Palestinian statehood has never had so much international support — or seemed less attainable.

As world leaders gather in New York on Monday for the UN General Assembly, the question of Palestinian statehood is at the top of the agenda. On Sunday, the governments of the United Kingdom, Canada, and Australia confirmed that they now recognize Palestine as an independent state, following France, which announced its intention to do so last July and formalized it with a speech by President Emmanuel Macron on Monday. Belgium, Portugal, Luxembourg, and Malta, among others, have announced plans to recognize Palestine as well.

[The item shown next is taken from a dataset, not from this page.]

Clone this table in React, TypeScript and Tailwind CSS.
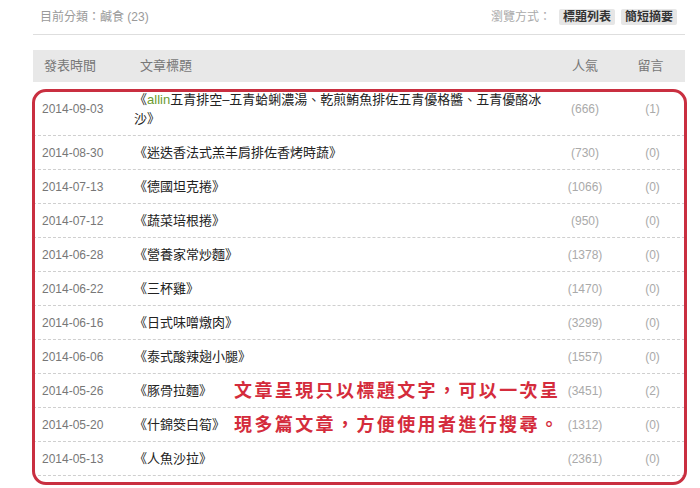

On Monday, representatives of most of the world’s countries — but not the United States or Israel — gathered on the sidelines of the assembly for a meeting, co-chaired by France and Saudi Arabia, to discuss implementing a two-state solution for Israel and Palestine. Palestinian President Mahmoud Abbas also missed the meeting after being denied a visa to travel to New York by the United States, but addressed the assembly by video. Monday’s meeting followed the passage, on September 12, of a UN General Assembly resolution now being referred to as the “New York declaration,” outlining “tangible, timebound, and irreversible steps” toward a two-state solution. The resolution was backed by 142 of the assembly’s 193 members. “Denying statehood would be a gift to extremists everywhere,” UN Secretary General Antonio Guterres said at Monday’s meeting. “Without two states, there will be no peace in the Middle East, and radicalism will spread around.”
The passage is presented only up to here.